Exercise directions: Report how many lines contain "Tailwind"; state the number and nothing else.

Information given:
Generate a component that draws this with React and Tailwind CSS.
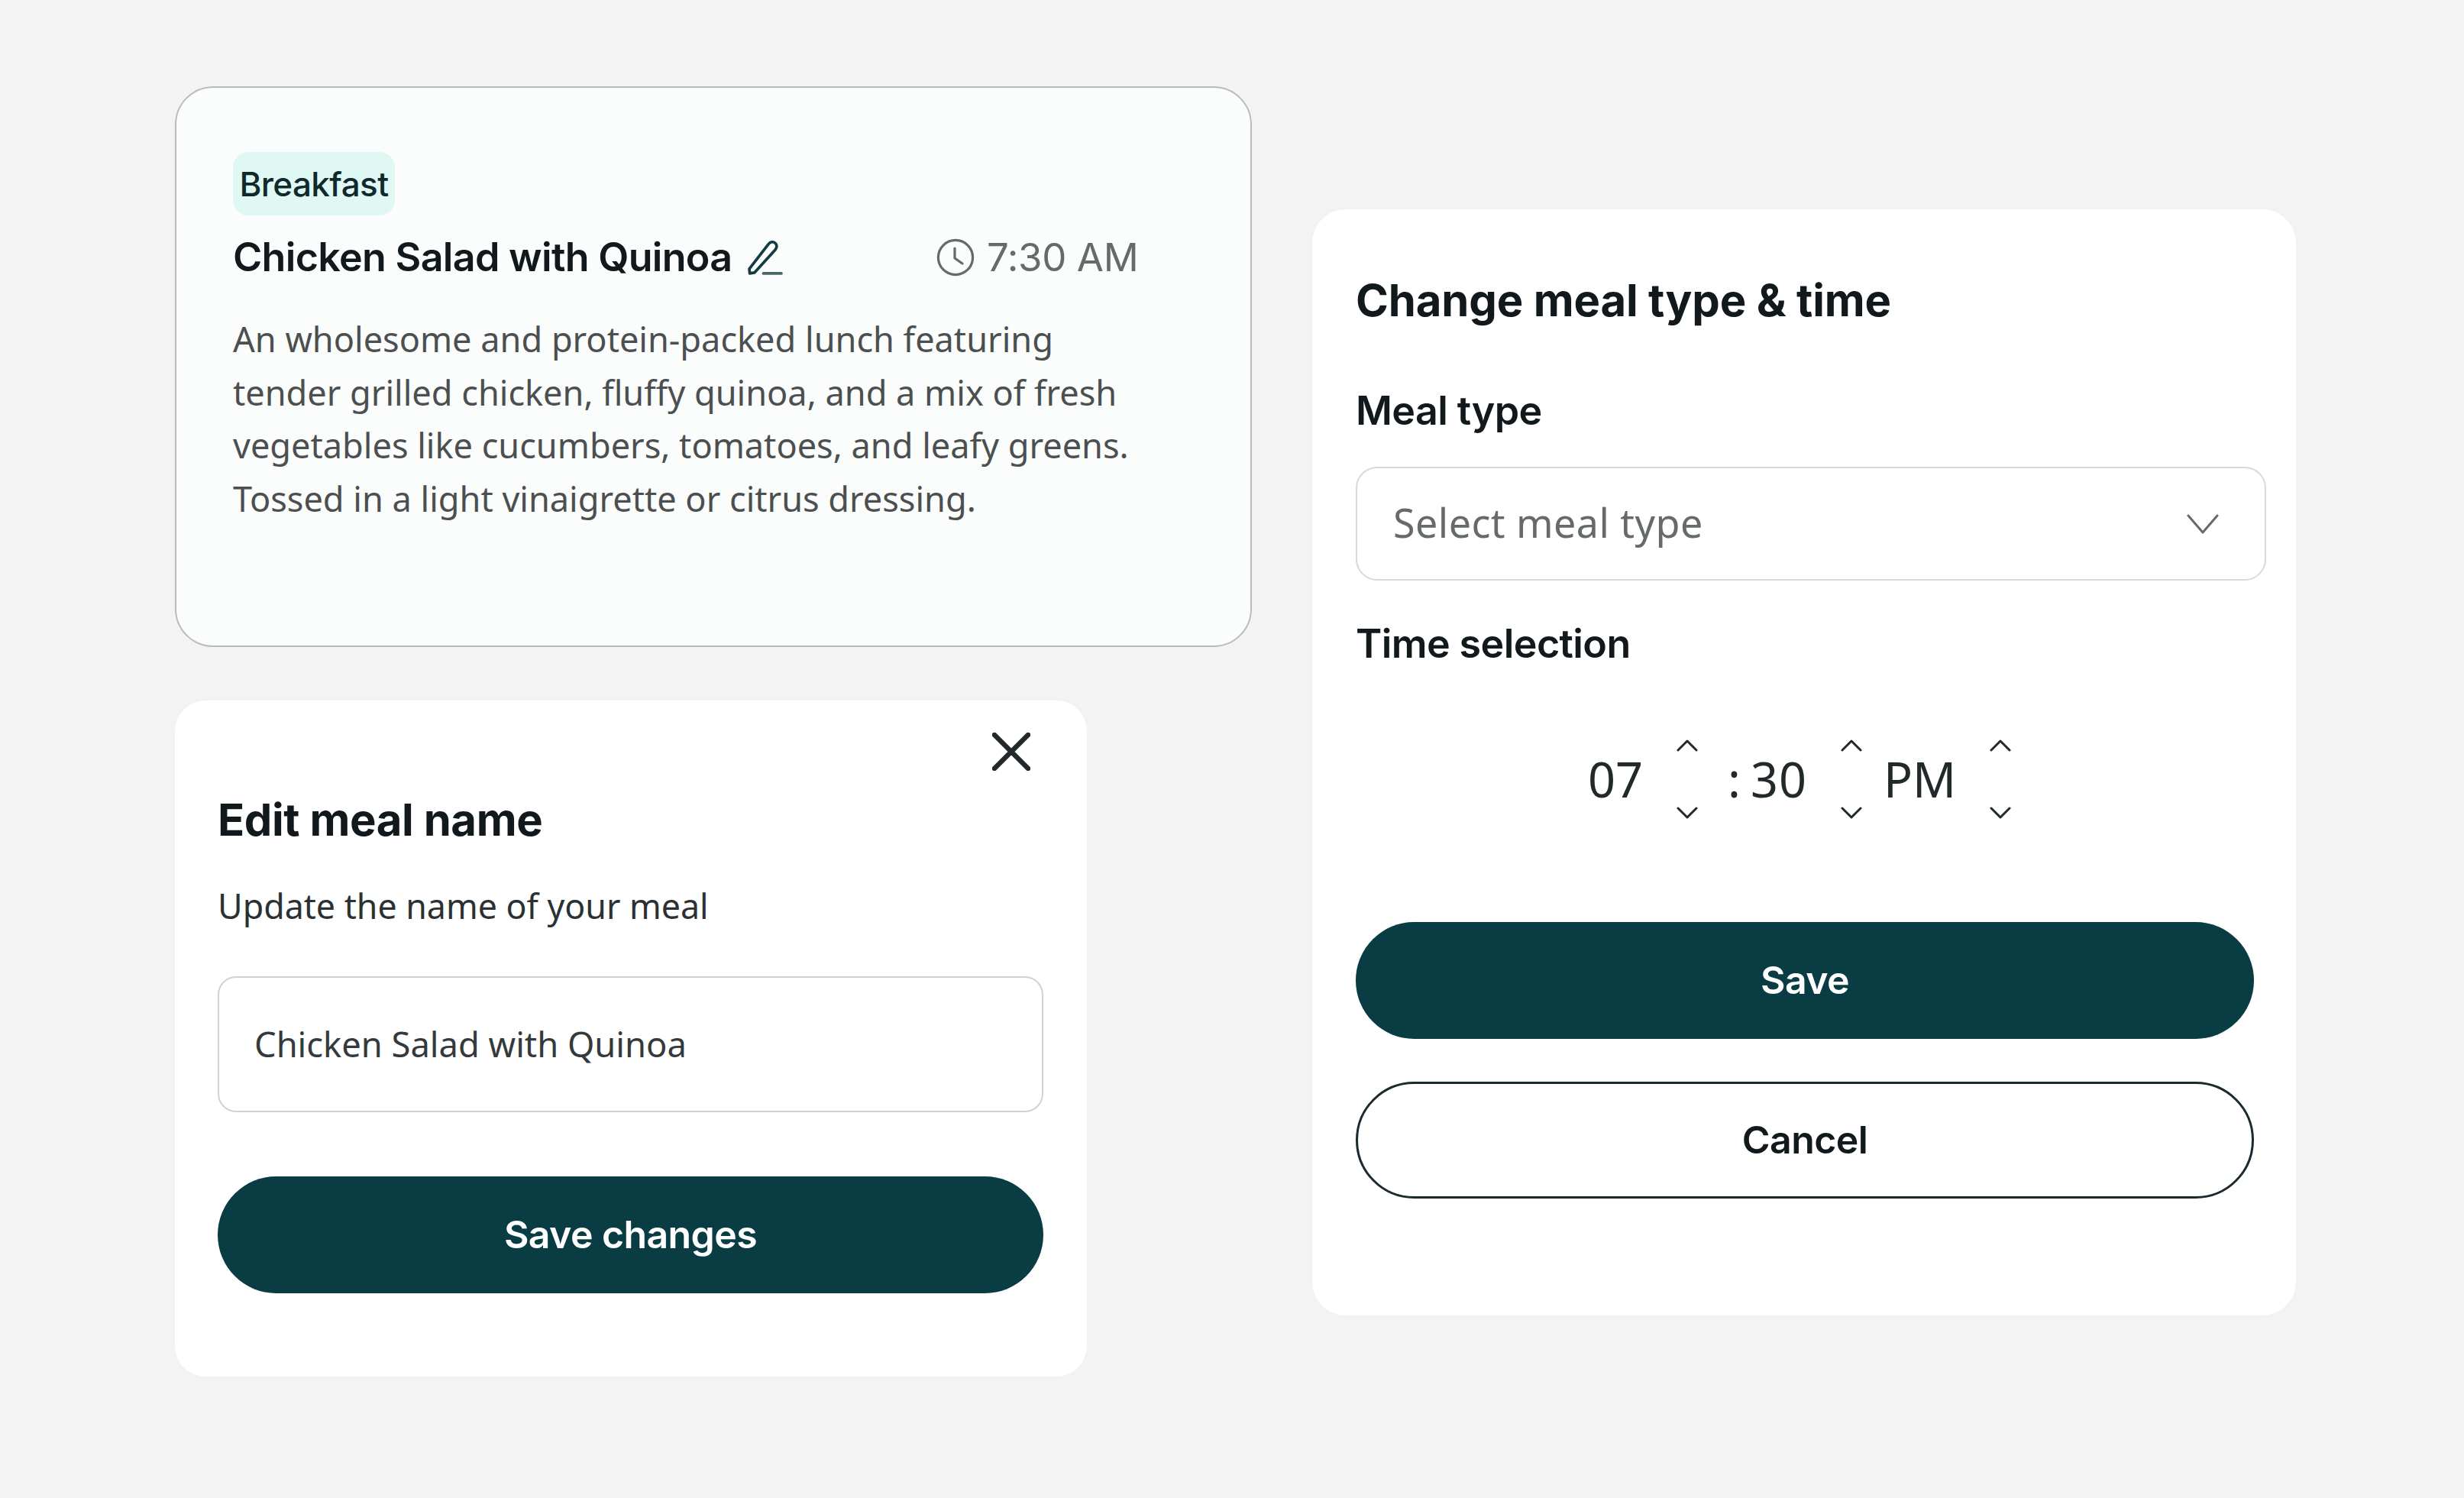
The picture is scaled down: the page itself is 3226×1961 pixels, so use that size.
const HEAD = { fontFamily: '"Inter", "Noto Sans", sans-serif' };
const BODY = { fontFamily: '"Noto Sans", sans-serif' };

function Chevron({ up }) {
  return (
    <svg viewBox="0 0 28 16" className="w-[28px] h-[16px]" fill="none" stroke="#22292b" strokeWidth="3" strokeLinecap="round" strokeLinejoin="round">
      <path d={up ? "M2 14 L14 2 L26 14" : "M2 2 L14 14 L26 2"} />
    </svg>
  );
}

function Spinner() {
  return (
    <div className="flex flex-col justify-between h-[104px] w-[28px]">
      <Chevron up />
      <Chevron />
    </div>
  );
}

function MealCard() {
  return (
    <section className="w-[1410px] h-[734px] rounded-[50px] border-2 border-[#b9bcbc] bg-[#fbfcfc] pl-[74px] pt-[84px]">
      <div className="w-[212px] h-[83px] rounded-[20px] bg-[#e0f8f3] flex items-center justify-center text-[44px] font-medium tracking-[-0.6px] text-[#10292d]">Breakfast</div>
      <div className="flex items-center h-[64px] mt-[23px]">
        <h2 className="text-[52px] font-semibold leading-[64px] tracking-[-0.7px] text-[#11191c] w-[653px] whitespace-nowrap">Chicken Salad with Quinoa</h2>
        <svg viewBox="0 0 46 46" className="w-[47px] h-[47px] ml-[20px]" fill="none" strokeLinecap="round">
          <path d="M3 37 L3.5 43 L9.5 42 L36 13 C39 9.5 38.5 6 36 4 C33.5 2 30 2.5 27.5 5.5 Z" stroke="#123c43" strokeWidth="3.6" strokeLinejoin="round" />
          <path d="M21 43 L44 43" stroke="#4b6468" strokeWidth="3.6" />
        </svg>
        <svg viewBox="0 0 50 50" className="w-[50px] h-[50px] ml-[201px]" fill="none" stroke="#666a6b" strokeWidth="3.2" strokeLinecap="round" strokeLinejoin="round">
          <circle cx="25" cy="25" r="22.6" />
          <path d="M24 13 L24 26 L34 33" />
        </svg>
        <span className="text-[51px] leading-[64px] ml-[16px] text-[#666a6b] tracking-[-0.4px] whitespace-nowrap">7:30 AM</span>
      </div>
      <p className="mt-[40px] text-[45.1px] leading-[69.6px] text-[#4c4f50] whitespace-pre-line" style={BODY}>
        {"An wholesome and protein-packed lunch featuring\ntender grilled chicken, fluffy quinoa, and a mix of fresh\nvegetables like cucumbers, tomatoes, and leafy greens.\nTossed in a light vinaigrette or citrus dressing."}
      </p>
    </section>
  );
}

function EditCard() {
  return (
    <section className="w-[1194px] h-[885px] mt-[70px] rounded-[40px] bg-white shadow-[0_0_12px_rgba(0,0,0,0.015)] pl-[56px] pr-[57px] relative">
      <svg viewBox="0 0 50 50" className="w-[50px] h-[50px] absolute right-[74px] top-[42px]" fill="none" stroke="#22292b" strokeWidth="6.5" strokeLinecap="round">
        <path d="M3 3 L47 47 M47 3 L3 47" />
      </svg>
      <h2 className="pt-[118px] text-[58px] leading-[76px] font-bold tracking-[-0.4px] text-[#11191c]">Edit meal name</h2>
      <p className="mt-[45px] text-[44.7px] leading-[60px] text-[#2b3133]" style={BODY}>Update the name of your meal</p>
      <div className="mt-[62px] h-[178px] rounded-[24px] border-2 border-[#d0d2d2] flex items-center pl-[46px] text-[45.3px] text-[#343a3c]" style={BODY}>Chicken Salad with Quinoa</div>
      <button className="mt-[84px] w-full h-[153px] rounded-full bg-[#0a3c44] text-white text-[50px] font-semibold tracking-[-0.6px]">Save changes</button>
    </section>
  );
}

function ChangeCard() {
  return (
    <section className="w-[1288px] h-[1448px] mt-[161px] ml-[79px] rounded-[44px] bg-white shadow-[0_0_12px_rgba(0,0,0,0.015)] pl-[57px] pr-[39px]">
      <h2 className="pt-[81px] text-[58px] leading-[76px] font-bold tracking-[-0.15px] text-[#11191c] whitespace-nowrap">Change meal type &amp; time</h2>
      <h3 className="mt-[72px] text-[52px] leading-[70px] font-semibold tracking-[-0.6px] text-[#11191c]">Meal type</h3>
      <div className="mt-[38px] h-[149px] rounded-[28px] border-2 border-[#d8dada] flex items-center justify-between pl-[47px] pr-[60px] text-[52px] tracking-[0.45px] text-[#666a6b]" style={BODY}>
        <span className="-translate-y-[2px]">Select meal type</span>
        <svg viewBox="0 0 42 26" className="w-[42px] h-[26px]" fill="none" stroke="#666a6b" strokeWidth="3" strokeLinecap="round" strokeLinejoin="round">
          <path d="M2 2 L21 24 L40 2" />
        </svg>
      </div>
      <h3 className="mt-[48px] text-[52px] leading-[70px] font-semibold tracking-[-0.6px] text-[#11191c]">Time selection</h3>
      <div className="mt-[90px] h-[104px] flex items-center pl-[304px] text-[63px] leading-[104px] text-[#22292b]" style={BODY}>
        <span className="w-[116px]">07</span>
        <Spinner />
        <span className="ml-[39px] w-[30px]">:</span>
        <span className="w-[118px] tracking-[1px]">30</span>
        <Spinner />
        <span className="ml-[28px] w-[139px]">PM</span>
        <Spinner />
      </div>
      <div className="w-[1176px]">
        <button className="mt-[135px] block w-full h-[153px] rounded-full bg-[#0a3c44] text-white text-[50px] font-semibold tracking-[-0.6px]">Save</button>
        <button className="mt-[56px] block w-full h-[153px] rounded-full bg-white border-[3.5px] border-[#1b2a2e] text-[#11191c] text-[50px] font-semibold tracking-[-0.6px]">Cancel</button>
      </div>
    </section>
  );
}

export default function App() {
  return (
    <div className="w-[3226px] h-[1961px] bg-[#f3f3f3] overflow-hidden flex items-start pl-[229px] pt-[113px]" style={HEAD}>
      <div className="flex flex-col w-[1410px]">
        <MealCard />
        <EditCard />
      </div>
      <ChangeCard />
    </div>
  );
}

...

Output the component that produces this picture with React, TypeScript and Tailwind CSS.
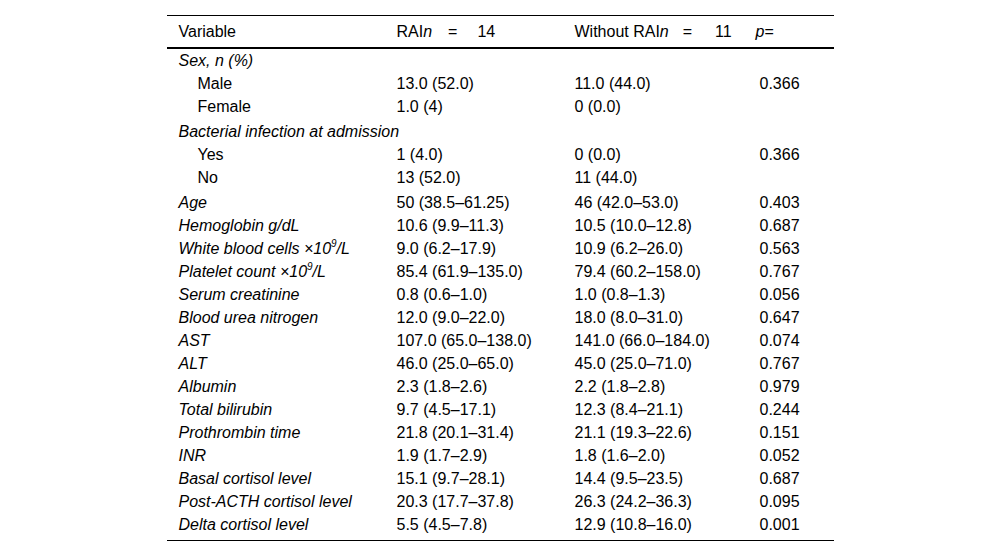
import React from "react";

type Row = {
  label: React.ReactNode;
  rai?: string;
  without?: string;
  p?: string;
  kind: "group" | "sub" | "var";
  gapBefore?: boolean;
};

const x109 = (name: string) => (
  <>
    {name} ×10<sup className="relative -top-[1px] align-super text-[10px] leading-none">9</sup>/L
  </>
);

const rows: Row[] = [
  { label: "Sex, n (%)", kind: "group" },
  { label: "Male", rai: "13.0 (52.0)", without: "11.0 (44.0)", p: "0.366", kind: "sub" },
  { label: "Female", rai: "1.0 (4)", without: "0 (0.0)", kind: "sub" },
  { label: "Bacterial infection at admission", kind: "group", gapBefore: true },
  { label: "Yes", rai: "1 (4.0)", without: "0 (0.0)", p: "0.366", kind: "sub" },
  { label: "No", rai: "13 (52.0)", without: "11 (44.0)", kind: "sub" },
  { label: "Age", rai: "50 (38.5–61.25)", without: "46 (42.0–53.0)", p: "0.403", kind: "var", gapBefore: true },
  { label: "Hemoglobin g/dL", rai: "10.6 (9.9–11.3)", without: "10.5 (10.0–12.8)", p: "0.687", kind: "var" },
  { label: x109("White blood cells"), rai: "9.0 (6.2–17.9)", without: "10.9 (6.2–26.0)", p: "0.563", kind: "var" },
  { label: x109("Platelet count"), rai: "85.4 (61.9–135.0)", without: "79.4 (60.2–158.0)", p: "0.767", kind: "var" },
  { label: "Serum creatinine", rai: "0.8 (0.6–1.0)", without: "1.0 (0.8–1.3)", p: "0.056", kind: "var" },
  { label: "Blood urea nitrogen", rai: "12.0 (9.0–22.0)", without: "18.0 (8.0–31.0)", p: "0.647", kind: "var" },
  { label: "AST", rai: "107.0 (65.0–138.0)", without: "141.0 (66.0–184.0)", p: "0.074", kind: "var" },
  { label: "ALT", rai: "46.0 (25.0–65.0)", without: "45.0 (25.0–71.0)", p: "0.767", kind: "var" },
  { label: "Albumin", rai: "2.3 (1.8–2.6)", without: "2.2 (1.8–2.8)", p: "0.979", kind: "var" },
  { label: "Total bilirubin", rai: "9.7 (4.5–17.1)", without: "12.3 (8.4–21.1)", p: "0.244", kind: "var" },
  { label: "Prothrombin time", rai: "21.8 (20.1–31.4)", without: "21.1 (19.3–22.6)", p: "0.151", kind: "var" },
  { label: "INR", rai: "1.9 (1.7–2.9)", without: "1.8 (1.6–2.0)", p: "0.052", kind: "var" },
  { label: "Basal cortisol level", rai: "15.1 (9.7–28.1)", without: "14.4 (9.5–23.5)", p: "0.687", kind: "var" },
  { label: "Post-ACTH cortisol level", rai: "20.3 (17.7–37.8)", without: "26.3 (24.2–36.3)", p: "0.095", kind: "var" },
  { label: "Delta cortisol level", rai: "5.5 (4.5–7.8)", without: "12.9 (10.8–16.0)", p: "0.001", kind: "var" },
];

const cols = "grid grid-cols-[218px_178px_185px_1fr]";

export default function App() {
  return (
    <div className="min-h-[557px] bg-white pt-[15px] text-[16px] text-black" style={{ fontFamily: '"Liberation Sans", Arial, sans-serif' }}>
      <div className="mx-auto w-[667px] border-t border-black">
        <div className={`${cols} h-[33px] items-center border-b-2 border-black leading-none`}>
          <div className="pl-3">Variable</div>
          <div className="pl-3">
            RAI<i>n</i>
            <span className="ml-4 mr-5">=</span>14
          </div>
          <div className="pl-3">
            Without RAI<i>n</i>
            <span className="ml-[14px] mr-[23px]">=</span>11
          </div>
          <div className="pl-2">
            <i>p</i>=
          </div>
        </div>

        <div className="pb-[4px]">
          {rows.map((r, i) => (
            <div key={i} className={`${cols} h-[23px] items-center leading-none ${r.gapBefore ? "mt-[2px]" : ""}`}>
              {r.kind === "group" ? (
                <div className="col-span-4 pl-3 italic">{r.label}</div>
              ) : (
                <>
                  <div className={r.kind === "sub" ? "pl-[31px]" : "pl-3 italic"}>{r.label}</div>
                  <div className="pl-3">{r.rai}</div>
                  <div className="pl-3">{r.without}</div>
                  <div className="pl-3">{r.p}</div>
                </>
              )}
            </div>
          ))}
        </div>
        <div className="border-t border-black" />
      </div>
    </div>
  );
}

Task answer: 2